**WORK INSTRUCTIONS**
Without the pictures, repeat the listing character for character.
◇ ◇ ◇ ◇
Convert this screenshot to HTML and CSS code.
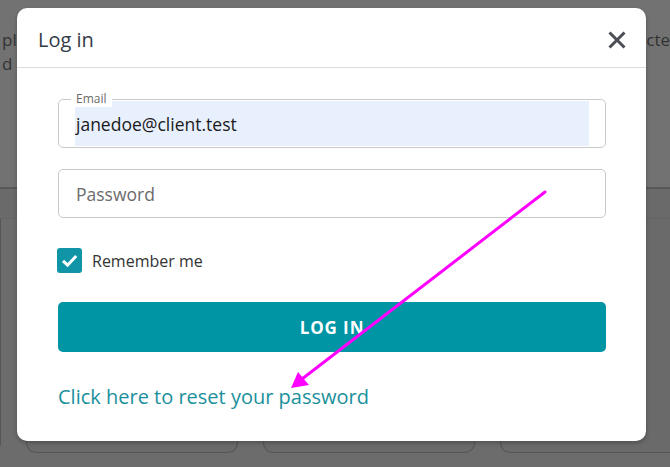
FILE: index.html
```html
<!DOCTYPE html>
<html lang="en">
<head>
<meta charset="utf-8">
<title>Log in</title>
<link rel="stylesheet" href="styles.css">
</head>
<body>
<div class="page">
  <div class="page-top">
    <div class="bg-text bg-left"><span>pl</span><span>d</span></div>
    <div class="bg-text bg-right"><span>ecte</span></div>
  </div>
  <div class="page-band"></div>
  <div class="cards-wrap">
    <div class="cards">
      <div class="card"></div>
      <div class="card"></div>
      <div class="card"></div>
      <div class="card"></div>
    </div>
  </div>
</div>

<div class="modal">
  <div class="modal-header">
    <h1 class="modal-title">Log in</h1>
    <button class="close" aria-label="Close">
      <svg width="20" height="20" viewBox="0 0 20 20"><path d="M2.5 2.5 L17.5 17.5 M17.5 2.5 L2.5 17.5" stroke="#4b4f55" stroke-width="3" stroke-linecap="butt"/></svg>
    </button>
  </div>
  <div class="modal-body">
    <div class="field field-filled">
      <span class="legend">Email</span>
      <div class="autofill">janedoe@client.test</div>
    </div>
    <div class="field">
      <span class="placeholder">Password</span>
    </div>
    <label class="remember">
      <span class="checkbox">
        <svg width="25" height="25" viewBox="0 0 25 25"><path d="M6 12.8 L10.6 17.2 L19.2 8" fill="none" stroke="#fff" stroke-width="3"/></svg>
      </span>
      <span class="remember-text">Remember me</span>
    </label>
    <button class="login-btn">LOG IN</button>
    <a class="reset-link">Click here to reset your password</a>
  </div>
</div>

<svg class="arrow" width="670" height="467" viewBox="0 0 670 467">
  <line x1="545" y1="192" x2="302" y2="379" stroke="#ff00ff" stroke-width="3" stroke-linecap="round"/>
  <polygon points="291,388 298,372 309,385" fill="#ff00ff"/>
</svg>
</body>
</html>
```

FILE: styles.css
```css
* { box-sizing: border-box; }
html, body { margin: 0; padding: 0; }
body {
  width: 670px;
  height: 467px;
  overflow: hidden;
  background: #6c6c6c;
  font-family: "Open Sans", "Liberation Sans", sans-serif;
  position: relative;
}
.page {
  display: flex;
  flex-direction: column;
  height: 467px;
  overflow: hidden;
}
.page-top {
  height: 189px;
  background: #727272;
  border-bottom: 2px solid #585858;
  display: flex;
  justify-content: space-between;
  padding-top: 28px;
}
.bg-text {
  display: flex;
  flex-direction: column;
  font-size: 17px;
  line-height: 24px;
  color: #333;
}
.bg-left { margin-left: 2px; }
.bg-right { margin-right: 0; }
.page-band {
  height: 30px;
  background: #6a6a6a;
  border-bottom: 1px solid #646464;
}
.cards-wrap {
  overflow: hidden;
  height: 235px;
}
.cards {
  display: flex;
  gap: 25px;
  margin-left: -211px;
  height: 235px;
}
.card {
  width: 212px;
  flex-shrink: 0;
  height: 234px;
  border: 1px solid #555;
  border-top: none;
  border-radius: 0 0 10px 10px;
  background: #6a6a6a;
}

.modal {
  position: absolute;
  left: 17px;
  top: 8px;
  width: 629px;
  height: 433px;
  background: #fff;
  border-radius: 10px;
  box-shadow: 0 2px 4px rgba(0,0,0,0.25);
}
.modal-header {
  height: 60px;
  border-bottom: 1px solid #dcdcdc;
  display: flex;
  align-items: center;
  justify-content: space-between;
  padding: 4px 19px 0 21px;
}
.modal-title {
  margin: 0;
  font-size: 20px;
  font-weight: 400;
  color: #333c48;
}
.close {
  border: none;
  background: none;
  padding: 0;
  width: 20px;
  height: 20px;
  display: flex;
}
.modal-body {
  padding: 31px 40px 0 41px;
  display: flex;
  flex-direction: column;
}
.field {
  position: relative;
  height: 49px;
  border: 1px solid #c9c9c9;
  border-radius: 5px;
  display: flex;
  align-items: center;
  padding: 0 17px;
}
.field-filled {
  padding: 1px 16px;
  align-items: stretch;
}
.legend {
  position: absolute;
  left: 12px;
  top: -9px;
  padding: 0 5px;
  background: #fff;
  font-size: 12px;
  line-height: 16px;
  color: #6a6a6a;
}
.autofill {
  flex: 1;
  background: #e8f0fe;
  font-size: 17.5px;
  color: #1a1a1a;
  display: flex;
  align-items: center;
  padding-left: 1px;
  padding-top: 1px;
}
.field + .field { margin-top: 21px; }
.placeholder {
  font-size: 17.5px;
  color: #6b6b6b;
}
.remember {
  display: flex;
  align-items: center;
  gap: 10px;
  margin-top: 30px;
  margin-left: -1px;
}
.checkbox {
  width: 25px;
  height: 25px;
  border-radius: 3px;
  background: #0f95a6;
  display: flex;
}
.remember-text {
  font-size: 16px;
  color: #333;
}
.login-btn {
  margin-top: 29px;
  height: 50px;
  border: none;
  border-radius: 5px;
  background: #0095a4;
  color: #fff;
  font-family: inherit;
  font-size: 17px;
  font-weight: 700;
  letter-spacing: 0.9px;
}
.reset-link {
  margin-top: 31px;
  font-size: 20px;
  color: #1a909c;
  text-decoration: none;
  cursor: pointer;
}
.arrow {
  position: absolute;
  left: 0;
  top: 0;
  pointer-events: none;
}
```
◇ ◇ ◇ ◇
**RESULT OF THE TASK**
Convert this screenshot to HTML and CSS code.
FILE: index.html
```html
<!DOCTYPE html>
<html lang="en">
<head>
<meta charset="utf-8">
<title>Log in</title>
<link rel="stylesheet" href="styles.css">
</head>
<body>
<div class="page">
  <div class="page-top">
    <div class="bg-text bg-left"><span>pl</span><span>d</span></div>
    <div class="bg-text bg-right"><span>ecte</span></div>
  </div>
  <div class="page-band"></div>
  <div class="cards-wrap">
    <div class="cards">
      <div class="card"></div>
      <div class="card"></div>
      <div class="card"></div>
      <div class="card"></div>
    </div>
  </div>
</div>

<div class="modal">
  <div class="modal-header">
    <h1 class="modal-title">Log in</h1>
    <button class="close" aria-label="Close">
      <svg width="20" height="20" viewBox="0 0 20 20"><path d="M2.5 2.5 L17.5 17.5 M17.5 2.5 L2.5 17.5" stroke="#4b4f55" stroke-width="3" stroke-linecap="butt"/></svg>
    </button>
  </div>
  <div class="modal-body">
    <div class="field field-filled">
      <span class="legend">Email</span>
      <div class="autofill">janedoe@client.test</div>
    </div>
    <div class="field">
      <span class="placeholder">Password</span>
    </div>
    <label class="remember">
      <span class="checkbox">
        <svg width="25" height="25" viewBox="0 0 25 25"><path d="M6 12.8 L10.6 17.2 L19.2 8" fill="none" stroke="#fff" stroke-width="3"/></svg>
      </span>
      <span class="remember-text">Remember me</span>
    </label>
    <button class="login-btn">LOG IN</button>
    <a class="reset-link">Click here to reset your password</a>
  </div>
</div>

<svg class="arrow" width="670" height="467" viewBox="0 0 670 467">
  <line x1="545" y1="192" x2="302" y2="379" stroke="#ff00ff" stroke-width="3" stroke-linecap="round"/>
  <polygon points="291,388 298,372 309,385" fill="#ff00ff"/>
</svg>
</body>
</html>
```

FILE: styles.css
```css
* { box-sizing: border-box; }
html, body { margin: 0; padding: 0; }
body {
  width: 670px;
  height: 467px;
  overflow: hidden;
  background: #6c6c6c;
  font-family: "Open Sans", "Liberation Sans", sans-serif;
  position: relative;
}
.page {
  display: flex;
  flex-direction: column;
  height: 467px;
  overflow: hidden;
}
.page-top {
  height: 189px;
  background: #727272;
  border-bottom: 2px solid #585858;
  display: flex;
  justify-content: space-between;
  padding-top: 28px;
}
.bg-text {
  display: flex;
  flex-direction: column;
  font-size: 17px;
  line-height: 24px;
  color: #333;
}
.bg-left { margin-left: 2px; }
.bg-right { margin-right: 0; }
.page-band {
  height: 30px;
  background: #6a6a6a;
  border-bottom: 1px solid #646464;
}
.cards-wrap {
  overflow: hidden;
  height: 235px;
}
.cards {
  display: flex;
  gap: 25px;
  margin-left: -211px;
  height: 235px;
}
.card {
  width: 212px;
  flex-shrink: 0;
  height: 234px;
  border: 1px solid #555;
  border-top: none;
  border-radius: 0 0 10px 10px;
  background: #6a6a6a;
}

.modal {
  position: absolute;
  left: 17px;
  top: 8px;
  width: 629px;
  height: 433px;
  background: #fff;
  border-radius: 10px;
  box-shadow: 0 2px 4px rgba(0,0,0,0.25);
}
.modal-header {
  height: 60px;
  border-bottom: 1px solid #dcdcdc;
  display: flex;
  align-items: center;
  justify-content: space-between;
  padding: 4px 19px 0 21px;
}
.modal-title {
  margin: 0;
  font-size: 20px;
  font-weight: 400;
  color: #333c48;
}
.close {
  border: none;
  background: none;
  padding: 0;
  width: 20px;
  height: 20px;
  display: flex;
}
.modal-body {
  padding: 31px 40px 0 41px;
  display: flex;
  flex-direction: column;
}
.field {
  position: relative;
  height: 49px;
  border: 1px solid #c9c9c9;
  border-radius: 5px;
  display: flex;
  align-items: center;
  padding: 0 17px;
}
.field-filled {
  padding: 1px 16px;
  align-items: stretch;
}
.legend {
  position: absolute;
  left: 12px;
  top: -9px;
  padding: 0 5px;
  background: #fff;
  font-size: 12px;
  line-height: 16px;
  color: #6a6a6a;
}
.autofill {
  flex: 1;
  background: #e8f0fe;
  font-size: 17.5px;
  color: #1a1a1a;
  display: flex;
  align-items: center;
  padding-left: 1px;
  padding-top: 1px;
}
.field + .field { margin-top: 21px; }
.placeholder {
  font-size: 17.5px;
  color: #6b6b6b;
}
.remember {
  display: flex;
  align-items: center;
  gap: 10px;
  margin-top: 30px;
  margin-left: -1px;
}
.checkbox {
  width: 25px;
  height: 25px;
  border-radius: 3px;
  background: #0f95a6;
  display: flex;
}
.remember-text {
  font-size: 16px;
  color: #333;
}
.login-btn {
  margin-top: 29px;
  height: 50px;
  border: none;
  border-radius: 5px;
  background: #0095a4;
  color: #fff;
  font-family: inherit;
  font-size: 17px;
  font-weight: 700;
  letter-spacing: 0.9px;
}
.reset-link {
  margin-top: 31px;
  font-size: 20px;
  color: #1a909c;
  text-decoration: none;
  cursor: pointer;
}
.arrow {
  position: absolute;
  left: 0;
  top: 0;
  pointer-events: none;
}
```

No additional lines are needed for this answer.